The first twelve issues of Spawn here are included in their entirety, as well as a substantial art gallery filled with McFarlane's sketches and concept art. This being Spawn's first outing, many timeless villains are introduced. Clown - or "the Violator" - is perhaps the most instantly recognizable, if only because he was in that godawful film adaption. But there's also other villains, like... a Russian robot man! And... an ice-cream truck-driving pedophile! And...
And yet, there's something so readable about Spawn. Maybe it's the unbridled enthusiasm bought to such an immature tale - a very grimdark 90s tale with Satan and Hell and a main character who is like Batman if he killed people (McFarlane's description, not mine), which could have been very withdrawn, very boring, very grey... instead infused with a delightful glee to the proceedings. I'd call it self-aware, but I don't think Image's early staples have the intelligence for that.
There's a degree of self-enforced "coolness" in the series that I also very much appreciated. Though eventually they'd become more of a Transformers-esque advertisement for themselves, the idea of Medieval Spawn and Weapons Expert Spawn are kind of fun. It's all juvenile, of course, but it's grin-inducing all the same; Spawn is a comic that enjoys its own company, and that's to be admired, in a way. Spawn himself continuously stands atop of buildings with his giant cape swirling beside him like an unkempt shadow, and it looks cool. Mafia mob bosses employ a cyborg to kill Spawn, and it's ridiculously awesome. Spawn strings up the ice-cream-selling pedophile in the local police precinct and jams ice-cream sticks into his corpse, and that's stupidly enjoyable.
The characters too, stereotypes though they are, are intensely fun to hang around. The bumbling police chief, mad that Spawn is murdering a bunch of mob bosses, and his uptight sidekick - caricatures by and large, and yet they're extremely entertaining. That's all though. There's nothing really "deep" about Spawn in the same way there is about Spider-Man - Spawn's power does not come with great responsibility, his need for revenge does not create internal conflict like Batman, and his alienation does not come at the expense of his humanity, like Superman. Not yet, anyway - maybe in later issues Spawn becomes more than a vehicle for violence and gore. It's certainly hinted at, if briefly, that there's much more to Spawn than amnesia and a family that's forgotten him.

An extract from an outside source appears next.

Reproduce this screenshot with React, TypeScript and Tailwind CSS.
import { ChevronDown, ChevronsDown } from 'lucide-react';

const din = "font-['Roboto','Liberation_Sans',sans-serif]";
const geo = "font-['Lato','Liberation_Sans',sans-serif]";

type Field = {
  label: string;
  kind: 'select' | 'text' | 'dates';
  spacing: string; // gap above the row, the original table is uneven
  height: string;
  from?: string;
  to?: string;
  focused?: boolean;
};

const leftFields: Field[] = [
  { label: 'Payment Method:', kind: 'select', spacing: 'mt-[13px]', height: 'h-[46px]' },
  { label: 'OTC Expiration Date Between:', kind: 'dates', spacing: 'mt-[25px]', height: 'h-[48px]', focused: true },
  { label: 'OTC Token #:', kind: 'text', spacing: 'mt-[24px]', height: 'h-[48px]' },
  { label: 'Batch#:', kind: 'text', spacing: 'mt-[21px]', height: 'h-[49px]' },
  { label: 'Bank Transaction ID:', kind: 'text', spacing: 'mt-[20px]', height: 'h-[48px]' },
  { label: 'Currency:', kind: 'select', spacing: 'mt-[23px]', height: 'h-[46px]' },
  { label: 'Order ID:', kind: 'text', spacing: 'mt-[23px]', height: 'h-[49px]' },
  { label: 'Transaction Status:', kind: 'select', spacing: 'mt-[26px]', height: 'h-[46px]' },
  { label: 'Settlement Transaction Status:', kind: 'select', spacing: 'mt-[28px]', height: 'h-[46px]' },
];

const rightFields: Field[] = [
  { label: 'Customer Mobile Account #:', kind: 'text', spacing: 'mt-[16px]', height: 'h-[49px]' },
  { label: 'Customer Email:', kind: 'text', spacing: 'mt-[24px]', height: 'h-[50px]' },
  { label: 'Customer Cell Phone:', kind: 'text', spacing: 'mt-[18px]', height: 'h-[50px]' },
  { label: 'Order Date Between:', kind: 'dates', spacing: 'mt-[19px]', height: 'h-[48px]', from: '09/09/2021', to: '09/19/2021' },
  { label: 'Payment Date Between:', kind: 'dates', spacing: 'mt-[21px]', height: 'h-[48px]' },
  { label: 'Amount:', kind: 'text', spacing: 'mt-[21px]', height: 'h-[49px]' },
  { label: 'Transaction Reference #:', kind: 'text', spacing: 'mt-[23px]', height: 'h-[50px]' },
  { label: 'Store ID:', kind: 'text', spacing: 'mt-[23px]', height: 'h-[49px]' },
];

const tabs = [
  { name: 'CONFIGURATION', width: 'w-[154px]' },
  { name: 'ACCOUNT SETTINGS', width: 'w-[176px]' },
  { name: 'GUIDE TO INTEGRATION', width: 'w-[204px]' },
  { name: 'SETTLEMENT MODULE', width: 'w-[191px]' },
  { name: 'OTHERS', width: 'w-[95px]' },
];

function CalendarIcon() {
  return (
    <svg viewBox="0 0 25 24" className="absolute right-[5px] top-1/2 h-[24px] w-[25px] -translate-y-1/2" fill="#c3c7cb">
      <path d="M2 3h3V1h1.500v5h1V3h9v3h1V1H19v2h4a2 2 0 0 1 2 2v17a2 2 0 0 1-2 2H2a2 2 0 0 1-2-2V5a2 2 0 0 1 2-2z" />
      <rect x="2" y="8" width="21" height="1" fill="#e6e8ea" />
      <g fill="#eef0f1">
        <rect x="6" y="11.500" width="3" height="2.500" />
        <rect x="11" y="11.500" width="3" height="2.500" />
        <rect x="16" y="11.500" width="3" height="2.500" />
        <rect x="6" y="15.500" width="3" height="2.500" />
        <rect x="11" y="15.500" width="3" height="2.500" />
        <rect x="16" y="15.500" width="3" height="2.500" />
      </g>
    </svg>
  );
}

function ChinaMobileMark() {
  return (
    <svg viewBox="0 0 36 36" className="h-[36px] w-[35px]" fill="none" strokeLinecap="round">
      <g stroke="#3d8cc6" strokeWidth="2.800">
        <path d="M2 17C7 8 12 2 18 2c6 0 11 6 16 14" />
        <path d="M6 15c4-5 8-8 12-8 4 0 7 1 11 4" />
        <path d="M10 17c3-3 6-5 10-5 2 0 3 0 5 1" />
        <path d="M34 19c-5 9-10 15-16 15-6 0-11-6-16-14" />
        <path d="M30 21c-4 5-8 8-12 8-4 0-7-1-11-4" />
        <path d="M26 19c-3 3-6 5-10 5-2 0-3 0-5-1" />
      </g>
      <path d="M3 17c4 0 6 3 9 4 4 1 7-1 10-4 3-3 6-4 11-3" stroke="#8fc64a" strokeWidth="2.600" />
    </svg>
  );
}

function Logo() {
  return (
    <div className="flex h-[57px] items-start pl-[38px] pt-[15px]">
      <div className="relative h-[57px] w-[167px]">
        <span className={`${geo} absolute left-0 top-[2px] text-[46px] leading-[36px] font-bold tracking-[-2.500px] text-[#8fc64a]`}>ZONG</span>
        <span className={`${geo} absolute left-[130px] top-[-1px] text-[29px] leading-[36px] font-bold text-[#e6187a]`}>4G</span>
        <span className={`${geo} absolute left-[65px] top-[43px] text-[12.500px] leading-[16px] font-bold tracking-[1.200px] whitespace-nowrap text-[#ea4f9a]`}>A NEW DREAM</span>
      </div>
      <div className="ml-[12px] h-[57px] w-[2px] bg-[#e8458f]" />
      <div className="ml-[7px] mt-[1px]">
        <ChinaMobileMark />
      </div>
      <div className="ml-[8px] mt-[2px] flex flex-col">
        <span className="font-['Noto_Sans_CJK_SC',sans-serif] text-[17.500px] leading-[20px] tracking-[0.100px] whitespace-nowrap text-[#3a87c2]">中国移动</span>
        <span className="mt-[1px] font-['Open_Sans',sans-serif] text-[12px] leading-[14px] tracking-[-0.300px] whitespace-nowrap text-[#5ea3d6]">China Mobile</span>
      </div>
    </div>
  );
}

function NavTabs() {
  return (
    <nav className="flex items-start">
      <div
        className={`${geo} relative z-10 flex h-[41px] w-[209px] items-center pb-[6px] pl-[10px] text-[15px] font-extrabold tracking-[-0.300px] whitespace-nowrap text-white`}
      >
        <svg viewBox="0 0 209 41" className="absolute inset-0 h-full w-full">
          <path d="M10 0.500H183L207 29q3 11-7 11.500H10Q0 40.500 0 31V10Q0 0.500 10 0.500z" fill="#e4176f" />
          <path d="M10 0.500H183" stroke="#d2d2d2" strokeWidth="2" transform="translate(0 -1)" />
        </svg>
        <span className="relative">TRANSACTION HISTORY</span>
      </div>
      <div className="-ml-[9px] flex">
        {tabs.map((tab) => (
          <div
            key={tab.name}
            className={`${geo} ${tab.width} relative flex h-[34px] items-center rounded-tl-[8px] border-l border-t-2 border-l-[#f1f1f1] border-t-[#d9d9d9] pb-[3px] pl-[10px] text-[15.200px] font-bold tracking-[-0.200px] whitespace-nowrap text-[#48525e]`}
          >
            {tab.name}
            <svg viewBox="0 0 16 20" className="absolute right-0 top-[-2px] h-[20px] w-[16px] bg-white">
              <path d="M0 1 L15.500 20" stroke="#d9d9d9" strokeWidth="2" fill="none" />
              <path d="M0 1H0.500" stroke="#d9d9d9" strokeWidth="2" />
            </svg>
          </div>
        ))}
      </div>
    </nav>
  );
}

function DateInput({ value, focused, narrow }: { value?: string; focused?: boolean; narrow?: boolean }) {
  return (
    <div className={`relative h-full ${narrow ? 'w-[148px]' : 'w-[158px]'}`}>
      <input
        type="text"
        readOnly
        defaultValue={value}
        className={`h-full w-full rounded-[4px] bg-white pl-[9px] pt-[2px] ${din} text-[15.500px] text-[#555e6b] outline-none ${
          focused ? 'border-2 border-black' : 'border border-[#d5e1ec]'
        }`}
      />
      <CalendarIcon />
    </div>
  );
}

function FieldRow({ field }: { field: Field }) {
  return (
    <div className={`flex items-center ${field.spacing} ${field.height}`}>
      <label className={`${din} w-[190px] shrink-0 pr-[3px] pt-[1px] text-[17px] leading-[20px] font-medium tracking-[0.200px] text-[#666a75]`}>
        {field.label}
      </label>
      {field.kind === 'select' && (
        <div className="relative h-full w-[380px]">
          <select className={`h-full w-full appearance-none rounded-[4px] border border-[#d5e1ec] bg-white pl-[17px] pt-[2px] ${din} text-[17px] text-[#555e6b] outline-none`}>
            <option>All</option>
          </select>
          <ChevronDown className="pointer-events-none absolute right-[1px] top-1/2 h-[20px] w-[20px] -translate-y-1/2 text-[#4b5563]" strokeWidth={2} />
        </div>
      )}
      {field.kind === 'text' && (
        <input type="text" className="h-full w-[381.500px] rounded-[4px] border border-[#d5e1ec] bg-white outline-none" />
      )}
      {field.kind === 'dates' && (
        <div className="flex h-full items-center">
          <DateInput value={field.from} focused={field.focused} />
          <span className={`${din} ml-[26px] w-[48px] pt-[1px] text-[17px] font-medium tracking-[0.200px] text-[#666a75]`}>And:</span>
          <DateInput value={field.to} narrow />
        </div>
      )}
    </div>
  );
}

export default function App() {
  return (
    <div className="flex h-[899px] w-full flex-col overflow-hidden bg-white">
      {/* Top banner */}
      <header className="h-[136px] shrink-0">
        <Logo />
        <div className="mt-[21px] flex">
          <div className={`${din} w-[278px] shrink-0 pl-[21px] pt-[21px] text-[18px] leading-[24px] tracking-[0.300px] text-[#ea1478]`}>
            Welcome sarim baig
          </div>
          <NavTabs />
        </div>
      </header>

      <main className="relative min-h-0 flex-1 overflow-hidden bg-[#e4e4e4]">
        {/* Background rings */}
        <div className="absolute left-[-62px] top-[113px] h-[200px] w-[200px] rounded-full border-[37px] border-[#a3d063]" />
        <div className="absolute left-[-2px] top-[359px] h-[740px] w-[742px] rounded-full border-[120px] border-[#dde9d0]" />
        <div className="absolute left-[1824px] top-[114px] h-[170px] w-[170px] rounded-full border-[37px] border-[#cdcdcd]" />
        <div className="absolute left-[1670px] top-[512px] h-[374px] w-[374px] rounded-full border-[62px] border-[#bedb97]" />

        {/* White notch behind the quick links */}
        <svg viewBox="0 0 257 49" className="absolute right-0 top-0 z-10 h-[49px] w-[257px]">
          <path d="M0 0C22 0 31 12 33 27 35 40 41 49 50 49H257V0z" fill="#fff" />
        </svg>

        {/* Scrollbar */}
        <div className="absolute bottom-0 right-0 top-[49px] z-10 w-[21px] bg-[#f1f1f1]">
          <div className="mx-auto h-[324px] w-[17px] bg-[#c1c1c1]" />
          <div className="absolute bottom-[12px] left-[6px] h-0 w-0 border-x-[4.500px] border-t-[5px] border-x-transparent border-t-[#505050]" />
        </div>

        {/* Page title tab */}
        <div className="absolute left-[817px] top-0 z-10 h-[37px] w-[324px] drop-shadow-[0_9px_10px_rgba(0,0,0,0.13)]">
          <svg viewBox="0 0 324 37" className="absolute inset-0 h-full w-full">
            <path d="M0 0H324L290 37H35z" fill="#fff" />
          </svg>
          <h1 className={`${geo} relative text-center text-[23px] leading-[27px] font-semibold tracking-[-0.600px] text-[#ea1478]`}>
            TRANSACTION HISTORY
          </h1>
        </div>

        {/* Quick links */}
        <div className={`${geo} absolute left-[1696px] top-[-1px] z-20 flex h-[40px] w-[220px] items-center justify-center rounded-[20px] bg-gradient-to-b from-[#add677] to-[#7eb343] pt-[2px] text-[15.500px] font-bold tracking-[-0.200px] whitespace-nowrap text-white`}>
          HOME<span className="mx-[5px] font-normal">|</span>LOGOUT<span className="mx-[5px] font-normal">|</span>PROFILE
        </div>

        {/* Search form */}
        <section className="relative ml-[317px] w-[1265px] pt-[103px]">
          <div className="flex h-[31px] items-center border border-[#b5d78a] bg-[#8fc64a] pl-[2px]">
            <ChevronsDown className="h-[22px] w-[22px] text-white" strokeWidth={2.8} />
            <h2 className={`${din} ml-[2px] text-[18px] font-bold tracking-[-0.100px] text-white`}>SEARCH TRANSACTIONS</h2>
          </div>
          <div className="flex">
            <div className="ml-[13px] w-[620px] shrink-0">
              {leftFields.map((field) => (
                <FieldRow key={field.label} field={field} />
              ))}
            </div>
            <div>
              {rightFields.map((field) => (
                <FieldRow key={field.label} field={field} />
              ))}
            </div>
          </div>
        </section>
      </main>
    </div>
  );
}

...and yet... Spawn represents something quite else. There's a cultural relevance to this, one of the first successful, creator-owned, independent comic book series. The idea that writers like Alan Moore, Frank Miller and Neil Gaiman write an issue each in this collection certainly serves that, if nothing else, Spawn had an allure to it - even if the allure isn't entirely self-evident in the reading of it (it's essentially enjoyable, if hokey, trash).

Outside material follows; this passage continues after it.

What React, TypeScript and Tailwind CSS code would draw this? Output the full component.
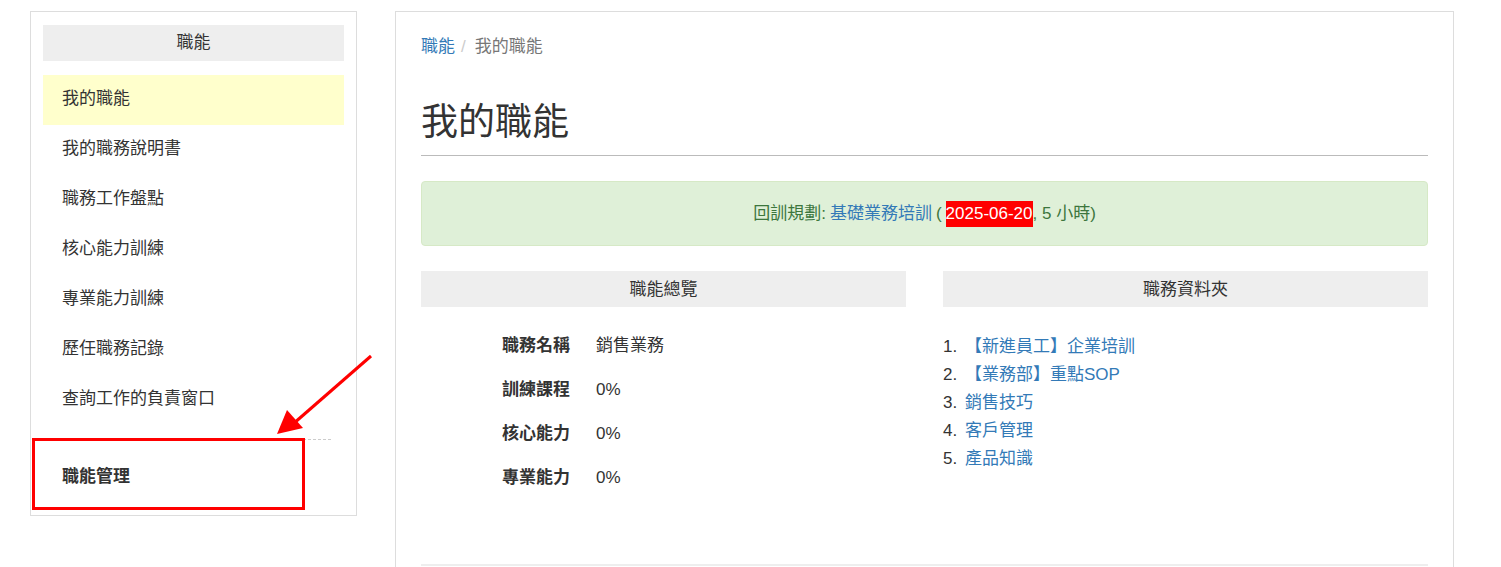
import React from "react";

const font = { fontFamily: '"Liberation Sans", "Noto Sans CJK TC", sans-serif' };

const menuItems = [
  "我的職能",
  "我的職務說明書",
  "職務工作盤點",
  "核心能力訓練",
  "專業能力訓練",
  "歷任職務記錄",
  "查詢工作的負責窗口",
];

const summary = [
  { label: "職務名稱", value: "銷售業務" },
  { label: "訓練課程", value: "0%" },
  { label: "核心能力", value: "0%" },
  { label: "專業能力", value: "0%" },
];

const folders = ["【新進員工】企業培訓", "【業務部】重點SOP", "銷售技巧", "客戶管理", "產品知識"];

const Sidebar: React.FC = () => (
  <aside className="relative w-[327px] shrink-0 self-start border border-[#ddd] bg-white px-3 pt-[13px] pb-px">
    <div className="flex h-9 items-center justify-center bg-[#eee] text-[17px] text-[#333]">職能</div>
    <ul className="mt-[14px]">
      {menuItems.map((item, i) => (
        <li
          key={item}
          className={`flex h-[50px] items-center px-[19px] pb-[2px] text-[17px] text-[#333] ${i === 0 ? "bg-[#ffffcc]" : ""}`}
        >
          {item}
        </li>
      ))}
    </ul>
    <div className="mr-[13px] mt-[14px] border-t border-dashed border-[#ccc]" />
    <div className="flex h-[74px] items-center px-[19px] text-[17px] font-bold text-[#333]">職能管理</div>

    {/* annotation box + arrow */}
    <div className="pointer-events-none absolute left-[1px] top-[426px] h-[72px] w-[273px] border-[3px] border-[#f00]" />
    <svg
      className="pointer-events-none absolute left-[240px] top-[340px]"
      width="110"
      height="96"
      viewBox="0 0 110 96"
    >
      <line x1="100" y1="4" x2="22" y2="72" stroke="#f00" strokeWidth="3" />
      <polygon points="6,82 16,58 32,76" fill="#f00" />
    </svg>
  </aside>
);

const Main: React.FC = () => (
  <main className="h-[600px] w-[1059px] shrink-0 border border-[#ddd] bg-white px-[25px] pt-[23px]">
    <nav className="flex items-center text-[17px] leading-[24px]">
      <span className="text-[#337ab7]">職能</span>
      <span className="px-[6px] text-[#ccc]">/</span>
      <span className="ml-[3px] text-[#777]">我的職能</span>
    </nav>
    <h1 className="mt-[42px] border-b border-[#bbb] pb-[10px] text-[37px] leading-[1.2] text-[#333]">我的職能</h1>
    <div className="mt-[25px] flex h-[65px] items-center justify-center rounded border border-[#d6e9c6] bg-[#dff0d8] text-[17px] text-[#3c763d]">
      <span>回訓規劃: </span>
      <span className="ml-1 text-[#337ab7]">基礎業務培訓</span>
      <span className="ml-1">(</span>
      <span className="ml-1 bg-[#f00] text-white">2025-06-20</span>
      <span>, 5 小時)</span>
    </div>
    <div className="mt-[25px] grid grid-cols-2 gap-[37px]">
      <section>
        <div className="flex h-9 items-center justify-center bg-[#eee] text-[17px] text-[#333]">職能總覽</div>
        <div className="mt-[16px] pl-[81px]">
          {summary.map((row) => (
            <div key={row.label} className="flex h-[44px] items-center text-[17px] text-[#333]">
              <span className="w-[94px] font-bold">{row.label}</span>
              <span>{row.value}</span>
            </div>
          ))}
        </div>
      </section>
      <section>
        <div className="flex h-9 items-center justify-center bg-[#eee] text-[17px] text-[#333]">職務資料夾</div>
        <ol className="mt-[25px] text-[17px] text-[#333]">
          {folders.map((f, i) => (
            <li key={f} className="flex h-[28px] items-center">
              <span className="w-[22px]">{i + 1}.</span>
              <span className="text-[#337ab7]">{f}</span>
            </li>
          ))}
        </ol>
      </section>
    </div>
    <div className="mt-[65px] border-t-2 border-[#eee]" />
  </main>
);

export default function App() {
  return (
    <div className="h-[567px] overflow-hidden bg-white" style={font}>
      <div className="flex gap-[38px] pl-[30px] pt-[11px]">
        <Sidebar />
        <Main />
      </div>
    </div>
  );
}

That is, until you reach Spawn #10.
The book itself doesn't come equipped with a foreward, but Spawn #10 does. Written by the issue's scribe Dave Sim, its complexity in the retelling of the events that lead to the issue even being reprinted is one of the most interesting things I've read in comics. It helped that it came completely out of the blue - Spawn dies at the end of issue #9, then there's a page, and you turn it and what a foreward what in the middle of the book why
Dave Sim - creator of the utterly transcendent Cerebus the Aardvark - does his best to explain the context of the issue. It's satire, is what it is. Satire on the internal politics of the comic book industry, of the benefit of creator-owned characters. That doesn't quite prepare you for the weirdness and self-aware, pseudo-intellectual gunk wherin. It is entirely fascinating, if not powerful or convincing. But some of the imagery in it is superb. Cerebus - oh, yeah, Cerebus is in it - shouting "ack! Color!" on the front cover; creators of superheroes lined up with their bags on their heads, their creations sticking their arms out of a cage in an attempt to obtain freedom... the final panel, "Cerebus and Spawn belong to Dave Sim and Todd McFarlane - FOREVER!"
This was my first time reading Spawn. I had seen the film, and regret seeing it. I even cosplayed as Clown once, because I'm a fat bastard. Reading the first few issues, I enjoyed discovering what the phenomenon was all about - Spawn is a cool hero with guns and superpowers and he comes from hell and he fights people. Dave Sim's story, though, only hammers in further the importance of Spawn - of Image Comics, and I think this collection is worth owning to own a piece of history. This is one of the hits that laid the ground for The Goon, The Walking Dead, Kick-Ass, Hellboy. It's part of the reason why we now know the real faces behind our favourite characters and stories - not just the Stan Lees, the Jack Kirbys, the Bob Kanes. The entertainment factor is here in Spawn Origins; the true birth of a successful independent scene is where the genius lies, though, and so I implore you, if you haven't already, to pick up a copy and start reading.
These are the roots of the modern comics scene, and I - begrudgingly - think Todd McFarlane is owed respect for that. A little. Maybe.